▶ DATA TO PROCESS:
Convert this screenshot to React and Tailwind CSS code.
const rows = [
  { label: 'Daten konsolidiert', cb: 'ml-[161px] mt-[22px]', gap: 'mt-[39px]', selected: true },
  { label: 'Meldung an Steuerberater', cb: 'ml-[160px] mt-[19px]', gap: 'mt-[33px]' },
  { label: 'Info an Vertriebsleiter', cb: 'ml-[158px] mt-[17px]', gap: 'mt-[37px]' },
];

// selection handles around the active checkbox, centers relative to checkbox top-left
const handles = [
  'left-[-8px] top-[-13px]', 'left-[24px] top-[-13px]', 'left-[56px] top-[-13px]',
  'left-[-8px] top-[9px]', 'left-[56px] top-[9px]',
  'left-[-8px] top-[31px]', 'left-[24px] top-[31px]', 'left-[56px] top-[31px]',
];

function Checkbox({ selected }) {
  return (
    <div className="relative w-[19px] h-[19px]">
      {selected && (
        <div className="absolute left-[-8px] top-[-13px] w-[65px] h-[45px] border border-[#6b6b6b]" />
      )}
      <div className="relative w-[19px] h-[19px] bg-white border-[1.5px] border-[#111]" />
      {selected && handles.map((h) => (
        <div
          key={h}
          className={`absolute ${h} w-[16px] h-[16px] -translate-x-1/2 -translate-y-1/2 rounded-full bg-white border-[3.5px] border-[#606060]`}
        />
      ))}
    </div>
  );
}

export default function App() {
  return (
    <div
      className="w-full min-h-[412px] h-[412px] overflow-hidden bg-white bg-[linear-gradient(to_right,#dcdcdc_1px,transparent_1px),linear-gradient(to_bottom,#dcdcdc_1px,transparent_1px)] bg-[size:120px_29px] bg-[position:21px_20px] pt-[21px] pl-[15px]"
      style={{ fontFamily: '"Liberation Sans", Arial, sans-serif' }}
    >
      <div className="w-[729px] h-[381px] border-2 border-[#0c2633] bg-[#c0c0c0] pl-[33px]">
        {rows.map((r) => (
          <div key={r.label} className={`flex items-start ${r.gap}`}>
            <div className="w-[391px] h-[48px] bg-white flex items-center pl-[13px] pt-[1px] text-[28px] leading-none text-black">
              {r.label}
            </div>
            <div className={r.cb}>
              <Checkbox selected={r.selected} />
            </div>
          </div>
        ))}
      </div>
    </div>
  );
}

---

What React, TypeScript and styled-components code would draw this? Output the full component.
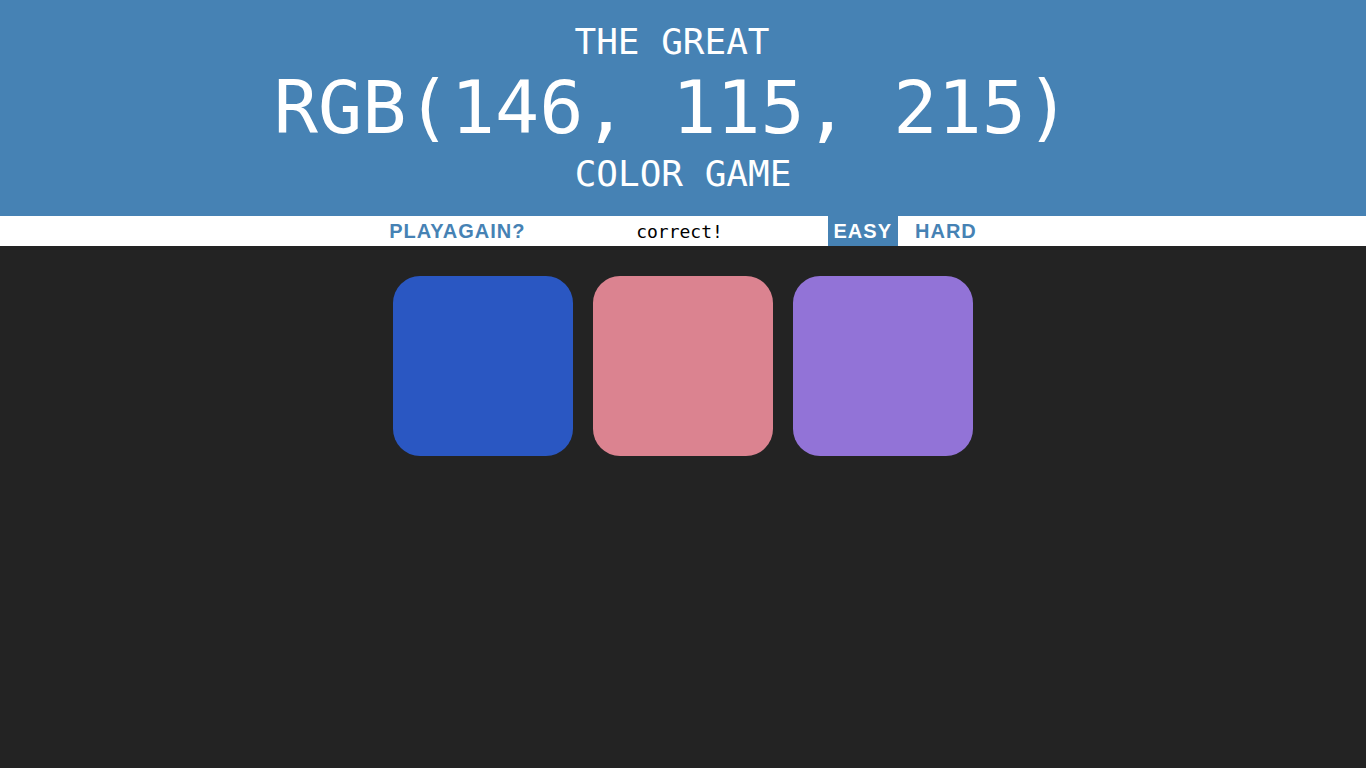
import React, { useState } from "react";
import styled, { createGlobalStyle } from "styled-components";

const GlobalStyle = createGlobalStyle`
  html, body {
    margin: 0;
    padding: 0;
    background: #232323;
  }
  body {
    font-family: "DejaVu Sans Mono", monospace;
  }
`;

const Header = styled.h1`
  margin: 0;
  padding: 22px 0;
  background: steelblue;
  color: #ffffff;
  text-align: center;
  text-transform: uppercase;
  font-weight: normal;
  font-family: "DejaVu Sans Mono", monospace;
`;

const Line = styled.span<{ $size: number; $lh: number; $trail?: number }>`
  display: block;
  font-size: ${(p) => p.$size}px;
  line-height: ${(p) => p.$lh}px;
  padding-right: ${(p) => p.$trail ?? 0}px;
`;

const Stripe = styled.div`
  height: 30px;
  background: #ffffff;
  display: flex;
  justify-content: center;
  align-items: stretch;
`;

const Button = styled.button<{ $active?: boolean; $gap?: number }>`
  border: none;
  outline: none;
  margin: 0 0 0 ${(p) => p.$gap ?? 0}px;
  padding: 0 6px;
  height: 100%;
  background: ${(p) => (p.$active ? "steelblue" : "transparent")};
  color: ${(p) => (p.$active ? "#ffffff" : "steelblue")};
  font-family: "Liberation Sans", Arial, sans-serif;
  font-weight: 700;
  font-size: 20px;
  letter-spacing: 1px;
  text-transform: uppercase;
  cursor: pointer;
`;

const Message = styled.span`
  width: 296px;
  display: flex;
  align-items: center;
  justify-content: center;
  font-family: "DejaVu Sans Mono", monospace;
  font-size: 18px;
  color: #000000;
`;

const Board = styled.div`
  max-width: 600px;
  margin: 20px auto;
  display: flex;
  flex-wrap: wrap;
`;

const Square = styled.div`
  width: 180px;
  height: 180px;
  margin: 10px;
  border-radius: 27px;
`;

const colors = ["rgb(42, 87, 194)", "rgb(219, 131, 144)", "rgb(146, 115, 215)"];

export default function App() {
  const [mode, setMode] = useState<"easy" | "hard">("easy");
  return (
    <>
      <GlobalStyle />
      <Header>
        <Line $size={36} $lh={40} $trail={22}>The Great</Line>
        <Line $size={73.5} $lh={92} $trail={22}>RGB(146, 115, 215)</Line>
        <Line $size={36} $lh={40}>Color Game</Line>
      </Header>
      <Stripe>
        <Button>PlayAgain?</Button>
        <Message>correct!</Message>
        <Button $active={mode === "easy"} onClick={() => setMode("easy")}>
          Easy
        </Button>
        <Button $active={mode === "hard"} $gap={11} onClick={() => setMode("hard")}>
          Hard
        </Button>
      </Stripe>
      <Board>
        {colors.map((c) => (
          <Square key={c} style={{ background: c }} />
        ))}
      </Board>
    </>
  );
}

--

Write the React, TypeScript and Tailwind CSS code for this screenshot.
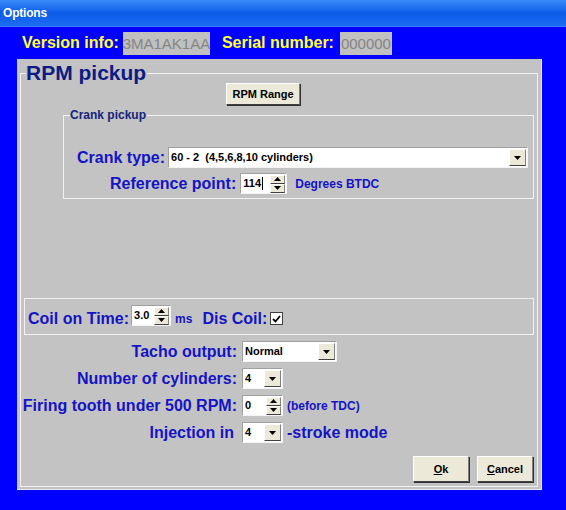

▶ STATED EXERCISE: From the material above, gather all lines that include the string "React" and copy them.

▶ RESPONSE BELOW:
Convert this screenshot to React and Tailwind CSS code.
What React, TypeScript and styled-components code would draw this? Output the full component.
import React, { useState } from "react";
Write the React, TypeScript and Tailwind CSS code for this screenshot.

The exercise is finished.